Your objective: Retype only what runs from the beginning of the data through the line with "import React from"; please omit the pictures and keep every line exact.

Raw data:

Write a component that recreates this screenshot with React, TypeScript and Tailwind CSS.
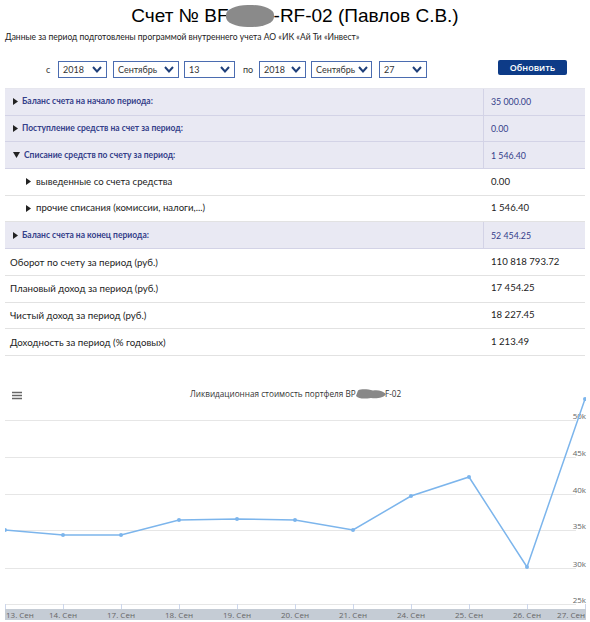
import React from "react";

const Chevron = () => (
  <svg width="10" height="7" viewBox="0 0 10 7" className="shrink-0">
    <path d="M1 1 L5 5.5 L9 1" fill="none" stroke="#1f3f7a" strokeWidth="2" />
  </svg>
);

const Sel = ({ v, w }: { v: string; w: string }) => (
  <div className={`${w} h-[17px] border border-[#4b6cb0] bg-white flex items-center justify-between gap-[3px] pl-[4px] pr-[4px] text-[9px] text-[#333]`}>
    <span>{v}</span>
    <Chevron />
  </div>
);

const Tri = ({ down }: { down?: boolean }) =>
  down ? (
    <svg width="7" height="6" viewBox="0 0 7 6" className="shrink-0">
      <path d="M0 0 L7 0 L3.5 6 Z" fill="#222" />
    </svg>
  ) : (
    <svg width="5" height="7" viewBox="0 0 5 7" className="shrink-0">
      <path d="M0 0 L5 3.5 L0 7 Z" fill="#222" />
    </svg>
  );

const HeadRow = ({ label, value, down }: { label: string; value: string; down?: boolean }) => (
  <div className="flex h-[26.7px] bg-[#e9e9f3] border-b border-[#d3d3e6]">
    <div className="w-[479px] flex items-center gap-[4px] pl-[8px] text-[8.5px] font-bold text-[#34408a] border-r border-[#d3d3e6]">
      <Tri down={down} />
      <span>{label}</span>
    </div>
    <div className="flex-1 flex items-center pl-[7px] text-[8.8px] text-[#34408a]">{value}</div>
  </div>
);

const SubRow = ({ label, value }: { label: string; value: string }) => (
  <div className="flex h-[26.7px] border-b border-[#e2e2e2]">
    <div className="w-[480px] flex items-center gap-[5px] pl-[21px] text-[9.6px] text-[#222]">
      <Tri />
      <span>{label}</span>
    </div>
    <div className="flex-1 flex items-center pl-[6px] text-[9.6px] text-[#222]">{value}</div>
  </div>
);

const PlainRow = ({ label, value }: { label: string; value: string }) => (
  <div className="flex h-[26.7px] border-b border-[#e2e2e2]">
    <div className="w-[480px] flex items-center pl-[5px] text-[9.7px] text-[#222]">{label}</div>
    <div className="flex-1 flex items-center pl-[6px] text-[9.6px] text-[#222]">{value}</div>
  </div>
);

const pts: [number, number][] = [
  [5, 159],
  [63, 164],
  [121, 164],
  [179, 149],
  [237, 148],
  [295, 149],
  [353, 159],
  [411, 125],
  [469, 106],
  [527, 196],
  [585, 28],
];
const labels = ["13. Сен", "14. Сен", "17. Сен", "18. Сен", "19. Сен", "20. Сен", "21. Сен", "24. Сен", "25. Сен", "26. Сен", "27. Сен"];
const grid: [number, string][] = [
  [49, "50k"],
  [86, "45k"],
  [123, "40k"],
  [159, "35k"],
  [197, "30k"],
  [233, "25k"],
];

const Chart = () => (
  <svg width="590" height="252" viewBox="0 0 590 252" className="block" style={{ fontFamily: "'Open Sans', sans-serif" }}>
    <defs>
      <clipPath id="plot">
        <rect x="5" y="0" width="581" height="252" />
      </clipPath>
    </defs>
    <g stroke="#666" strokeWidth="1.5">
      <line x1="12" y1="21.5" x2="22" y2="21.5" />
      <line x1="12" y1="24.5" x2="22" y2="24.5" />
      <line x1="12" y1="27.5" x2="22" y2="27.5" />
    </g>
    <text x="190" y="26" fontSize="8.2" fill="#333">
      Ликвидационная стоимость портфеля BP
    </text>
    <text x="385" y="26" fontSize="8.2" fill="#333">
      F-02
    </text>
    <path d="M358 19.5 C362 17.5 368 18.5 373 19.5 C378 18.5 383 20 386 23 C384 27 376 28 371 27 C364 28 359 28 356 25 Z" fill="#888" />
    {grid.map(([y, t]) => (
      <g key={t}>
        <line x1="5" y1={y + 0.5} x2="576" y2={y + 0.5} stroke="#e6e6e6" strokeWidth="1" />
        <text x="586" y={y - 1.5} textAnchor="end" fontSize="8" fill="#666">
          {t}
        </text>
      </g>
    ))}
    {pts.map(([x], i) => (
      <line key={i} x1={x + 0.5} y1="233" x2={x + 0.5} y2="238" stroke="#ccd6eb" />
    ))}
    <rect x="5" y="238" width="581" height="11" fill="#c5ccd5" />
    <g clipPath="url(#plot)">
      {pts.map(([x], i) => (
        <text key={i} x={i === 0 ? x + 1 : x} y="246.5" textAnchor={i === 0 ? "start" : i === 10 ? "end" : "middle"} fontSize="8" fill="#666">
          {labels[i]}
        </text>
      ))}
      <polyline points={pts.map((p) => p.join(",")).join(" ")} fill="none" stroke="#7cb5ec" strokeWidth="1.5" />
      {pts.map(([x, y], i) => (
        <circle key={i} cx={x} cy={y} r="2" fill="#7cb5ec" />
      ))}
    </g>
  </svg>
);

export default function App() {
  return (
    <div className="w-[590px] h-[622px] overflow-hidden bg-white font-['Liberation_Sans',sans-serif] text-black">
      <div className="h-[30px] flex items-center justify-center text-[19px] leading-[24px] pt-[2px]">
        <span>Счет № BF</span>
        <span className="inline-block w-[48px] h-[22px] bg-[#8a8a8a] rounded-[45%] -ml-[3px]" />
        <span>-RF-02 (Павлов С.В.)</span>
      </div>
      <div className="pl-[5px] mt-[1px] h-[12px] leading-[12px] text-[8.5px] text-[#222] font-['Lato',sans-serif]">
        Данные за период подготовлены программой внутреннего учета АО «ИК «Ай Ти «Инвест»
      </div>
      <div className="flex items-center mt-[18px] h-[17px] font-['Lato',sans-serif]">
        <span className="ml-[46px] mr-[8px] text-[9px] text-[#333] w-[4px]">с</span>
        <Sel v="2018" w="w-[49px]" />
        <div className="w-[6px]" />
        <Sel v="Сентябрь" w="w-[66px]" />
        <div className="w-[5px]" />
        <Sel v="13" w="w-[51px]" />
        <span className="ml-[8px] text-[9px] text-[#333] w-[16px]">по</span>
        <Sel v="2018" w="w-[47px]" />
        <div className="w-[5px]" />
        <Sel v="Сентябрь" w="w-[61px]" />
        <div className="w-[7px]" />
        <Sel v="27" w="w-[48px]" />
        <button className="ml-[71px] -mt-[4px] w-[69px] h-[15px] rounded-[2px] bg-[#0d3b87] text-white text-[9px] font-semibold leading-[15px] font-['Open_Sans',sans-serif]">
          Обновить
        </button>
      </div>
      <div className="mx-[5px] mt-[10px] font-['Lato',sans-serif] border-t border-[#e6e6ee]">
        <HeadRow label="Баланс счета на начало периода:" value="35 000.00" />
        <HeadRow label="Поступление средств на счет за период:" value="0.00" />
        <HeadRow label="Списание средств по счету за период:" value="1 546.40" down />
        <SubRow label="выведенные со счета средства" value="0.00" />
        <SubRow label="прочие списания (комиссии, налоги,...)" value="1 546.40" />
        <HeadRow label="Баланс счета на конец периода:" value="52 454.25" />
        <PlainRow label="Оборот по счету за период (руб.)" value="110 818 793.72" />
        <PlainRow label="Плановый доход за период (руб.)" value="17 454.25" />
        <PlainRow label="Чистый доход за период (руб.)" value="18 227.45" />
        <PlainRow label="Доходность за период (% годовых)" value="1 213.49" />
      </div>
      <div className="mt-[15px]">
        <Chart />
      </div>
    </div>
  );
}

Completed exercise:
Write a component that recreates this screenshot with React, TypeScript and Tailwind CSS.
import React from "react";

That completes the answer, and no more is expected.